→ TASK STATEMENT: Please find all lines in the data that hold the string "React" and copy them.
....
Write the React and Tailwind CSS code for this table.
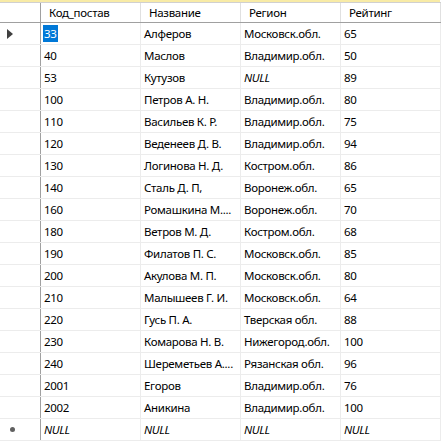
import React from "react";

const rows = [
  ["33", "Алферов", "Московск.обл.", "65"],
  ["40", "Маслов", "Владимир.обл.", "50"],
  ["53", "Кутузов", null, "89"],
  ["100", "Петров А. Н.", "Владимир.обл.", "80"],
  ["110", "Васильев К. Р.", "Владимир.обл.", "75"],
  ["120", "Веденеев Д. В.", "Владимир.обл.", "94"],
  ["130", "Логинова Н. Д.", "Костром.обл.", "86"],
  ["140", "Сталь Д. П,", "Воронеж.обл.", "65"],
  ["160", "Ромашкина М....", "Воронеж.обл.", "70"],
  ["180", "Ветров М. Д.", "Костром.обл.", "68"],
  ["190", "Филатов П. С.", "Московск.обл.", "85"],
  ["200", "Акулова М. П.", "Московск.обл.", "80"],
  ["210", "Малышеев Г. И.", "Московск.обл.", "64"],
  ["220", "Гусь П. А.", "Тверская обл.", "88"],
  ["230", "Комарова Н. В.", "Нижегород.обл.", "100"],
  ["240", "Шереметьев А....", "Рязанская обл.", "96"],
  ["2001", "Егоров", "Владимир.обл.", "76"],
  ["2002", "Аникина", "Владимир.обл.", "100"],
];

const headers = ["Код_постав", "Название", "Регион", "Рейтинг"];

const Cell = ({ children, italic, selected }) => (
  <div className="w-[100px] shrink-0 border-r border-[#ececec] pl-[3px] flex items-center overflow-hidden whitespace-nowrap">
    {children === null || italic ? (
      <span className="italic">NULL</span>
    ) : selected ? (
      <span className="bg-[#0078d7] text-white px-[1px] -ml-[1px]">{children}</span>
    ) : (
      children
    )}
  </div>
);

export default function App() {
  return (
    <div
      className="w-[447px] h-[442px] bg-white overflow-hidden text-[11.5px] tracking-[-0.3px] text-black"
      style={{ fontFamily: '"Segoe UI", "Noto Sans", "Open Sans", sans-serif' }}
    >
      <div className="h-[2px] bg-[#f8eba6] w-[440px]" />
      <div className="flex h-[21px] border-t border-b border-[#a0a0a0] border-t-[#d0d0d0] w-[441px]">
        <div className="w-[41px] shrink-0 border-r border-[#a0a0a0]" />
        {headers.map((h) => (
          <div key={h} className="w-[100px] shrink-0 border-r border-[#e0e0e0] pl-[8px] flex items-center">
            {h}
          </div>
        ))}
      </div>
      {rows.map((r, i) => (
        <div key={r[0]} className="flex h-[22px] border-b border-[#ececec] w-[441px]">
          <div className="w-[41px] shrink-0 border-r border-[#a0a0a0] flex items-center pl-[7px]">
            {i === 0 && (
              <svg width="6" height="10" viewBox="0 0 6 10">
                <path d="M0 0 L6 5 L0 10 Z" fill="#404040" />
              </svg>
            )}
          </div>
          <Cell selected={i === 0}>{r[0]}</Cell>
          <Cell>{r[1]}</Cell>
          <Cell>{r[2]}</Cell>
          <Cell>{r[3]}</Cell>
        </div>
      ))}
      <div className="flex h-[22px] border-b border-[#ececec] w-[441px]">
        <div className="w-[41px] shrink-0 border-r border-[#a0a0a0] flex items-center pl-[10px]">
          <div className="w-[5px] h-[5px] rounded-full bg-[#606060]" />
        </div>
        <Cell italic>x</Cell>
        <Cell italic>x</Cell>
        <Cell italic>x</Cell>
        <Cell italic>x</Cell>
      </div>
    </div>
  );
}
....
→ CORRECT ANSWER:
Write the React and Tailwind CSS code for this table.
import React from "react";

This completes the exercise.